Green ministry allocates ₹6.87 crore to tackle air pollution in Chandigarh
This comes in the backdrop of the CPCC and the Chandigarh’s municipal corporation chalking out a plan to improve air quality, which has shown high concentration of particulate matter over the years.
The Union ministry of environment, forest, and climate change has allocated a budget of ₹6.87 crore to Chandigarh Pollution Control Committee (CPCC) to address the city’s air pollution.
This comes in the backdrop of the CPCC and the city’s municipal corporation chalking out a plan to improve air quality, which has shown high concentration of particulate matter over the years.
Speaking on the issue in the Lok Sabha, the minister of state Ashwini Kumar Choubey on Friday said the ministry has launched a National Clean Air Programme (NCAP) aimed at addressing air pollution in a time-bound manner.
The programme includes the implementation of Clean Air Action Plans at the national, state and city levels for source-specific mitigation. Furthermore, a Comprehensive Environmental Pollution Index (CEPI) methodology has been developed to categorise industrial areas into critically-polluted and severely-polluted areas.
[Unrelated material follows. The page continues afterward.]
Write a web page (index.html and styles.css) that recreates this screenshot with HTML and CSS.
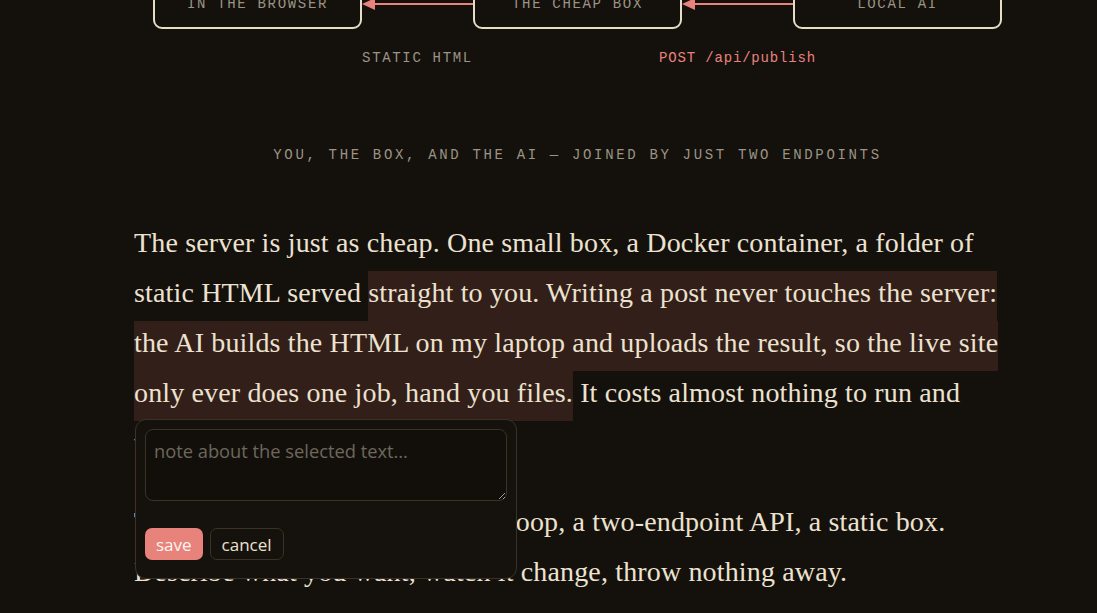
FILE: index.html
```html
<!DOCTYPE html>
<html lang="en">
<head>
  <meta charset="UTF-8" />
  <meta name="viewport" content="width=device-width, initial-scale=1.0" />
  <title>The cheap box</title>
  <link rel="stylesheet" href="styles.css">
</head>
<body>
<main class="post">

  <!-- Diagram: browser <- box <- local AI -->
  <figure class="diagram">
    <div class="flow">
      <div class="node">IN THE BROWSER</div>
      <div class="arrow"><span class="head"></span><span class="shaft"></span></div>
      <div class="node">THE CHEAP BOX</div>
      <div class="arrow"><span class="head"></span><span class="shaft"></span></div>
      <div class="node">LOCAL AI</div>
    </div>
    <div class="flow labels">
      <span class="label">STATIC HTML</span>
      <span class="label label-hot">POST /api/publish</span>
    </div>
    <figcaption class="caption">YOU, THE BOX, AND THE AI — JOINED BY JUST TWO ENDPOINTS</figcaption>
  </figure>

  <div class="body">
    <p>The server is just as cheap. One small box, a Docker container, a folder of static HTML served <span class="mark">straight to you. Writing a post never touches the server: the AI builds the HTML on my laptop and uploads the result, so the live site only ever does one job, hand you files.</span> It costs almost nothing to run and there is nothing to break.</p>
    <p>That is the whole of it: a writing loop, a two-endpoint API, a static box. Describe what you want, watch it change, throw nothing away.</p>

    <!-- Note popup over the selection -->
    <div class="note">
      <textarea class="note-text" placeholder="note about the selected text..."></textarea>
      <div class="note-actions">
        <button class="btn btn-save">save</button>
        <button class="btn btn-cancel">cancel</button>
      </div>
    </div>
  </div>

</main>
</body>
</html>
```

FILE: styles.css
```css
body {
  margin: 0;
  background: #14110c;
  color: #ece2cf;
  overflow: hidden;
}

.post {
  width: 887px;
  margin: 0 0 0 134px;
}

/* diagram */
.diagram {
  margin: -21px 0 0;
  font-family: "Liberation Mono", "DejaVu Sans Mono", monospace;
  font-size: 14px;
}

.flow {
  display: grid;
  grid-template-columns: 209px 111px 209px 111px 209px;
  justify-content: center;
  align-items: center;
}

.node {
  height: 46px;
  border: 2px solid #e6dcc7;
  border-radius: 9px;
  display: flex;
  align-items: center;
  justify-content: center;
  color: #9c9484;
  letter-spacing: 0.12em;
}

.arrow {
  display: flex;
  align-items: center;
  height: 12px;
}
.arrow .head {
  width: 0;
  height: 0;
  border-top: 6px solid transparent;
  border-bottom: 6px solid transparent;
  border-right: 13px solid #e8837c;
}
.arrow .shaft {
  flex: 1;
  height: 2px;
  background: #e8837c;
}

.labels {
  margin-top: 21px;
  height: 16px;
}
.label {
  color: #9c9484;
  letter-spacing: 0.12em;
  text-align: center;
  white-space: nowrap;
  justify-self: center;
}
.label:nth-child(1) { grid-column: 2; }
.label:nth-child(2) { grid-column: 4; }
.label-hot {
  color: #e8837c;
  letter-spacing: 0.06em;
}

.caption {
  margin-top: 81px;
  text-align: center;
  color: #9c9484;
  letter-spacing: 0.19em;
}

/* article text */
.body {
  position: relative;
  margin-top: 55px;
  font-family: "Liberation Serif", "DejaVu Serif", serif;
  font-size: 28px;
  letter-spacing: 0.15px;
  line-height: 50px;
}

.body p {
  margin: 0 0 29px;
}

.mark {
  background: rgba(70, 40, 34, 0.62);
  padding: 6px 0 13px;
}

/* note popup */
.note {
  position: absolute;
  top: 201px;
  left: 1px;
  width: 362px;
  padding: 9px 9px 18px;
  background: #15120d;
  border: 1px solid #3a3228;
  border-radius: 11px;
  font-family: "Open Sans", "Noto Sans", sans-serif;
  letter-spacing: 0;
}

.note-text {
  display: block;
  box-sizing: border-box;
  width: 100%;
  height: 72px;
  padding: 9px 8px;
  background: #120f0b;
  border: 1px solid #3a3228;
  border-radius: 8px;
  color: #ece2cf;
  font-family: inherit;
  font-size: 18.3px;
  line-height: 1.3;
  resize: vertical;
}
.note-text::placeholder {
  color: #6e675c;
}

.note-actions {
  display: flex;
  gap: 7px;
  margin-top: 27px;
}

.btn {
  height: 32px;
  padding: 0 11px;
  border-radius: 7px;
  font-family: inherit;
  font-size: 17px;
  cursor: pointer;
}
.btn-save {
  background: #e8837c;
  border: none;
  color: #fff6f0;
}
.btn-cancel {
  background: #15120d;
  border: 1px solid #3a3228;
  color: #ece2cf;
}
```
As per the norm, CPCC will transfer the funds to the municipal corporation for carrying out measures to control air pollution.
Speaking of the latest development, municipal commissioner Anindita Mitra said, “We have received some funds from CPCC, and we have already floated tenders to buy anti-smog guns, enhance greenery and paving in some areas where pollution is more, install closed-circuit television (CCTV) cameras at dumping sites, and buy automatic sweeping machines. All the work will be completed before October this year as tenders have already been floated for the same.”
CPCC, meanwhile, has also invited bids to carry out a study on source apportionment, emission inventory, and carrying capacity related to pollution levels and sources within the union territory (UT) as part of NCAP. The study is expected to be completed within 18 months from the commencement of the work.
Additionally, taking a significant step towards becoming carbon neutral by 2030, the committee is conducting another study to analyse the increase in pollution levels within the city. Based on the study’s findings, appropriate measures will be taken to mitigate pollution.
Being a landlocked city, Chandigarh has the highest density of vehicles in India, with more than two vehicles per capita household. Unsurprisingly, previous studies have indicated that vehicular pollution is the primary contributor to the city’s poor air quality.
Other major sources of air pollution in Chandigarh include roadside dust, burning of dry leaves, litter from trees and gardens, the operation of generator sets in certain areas adjacent to the city, and stubble burning in neighbouring areas during specific seasons of the year.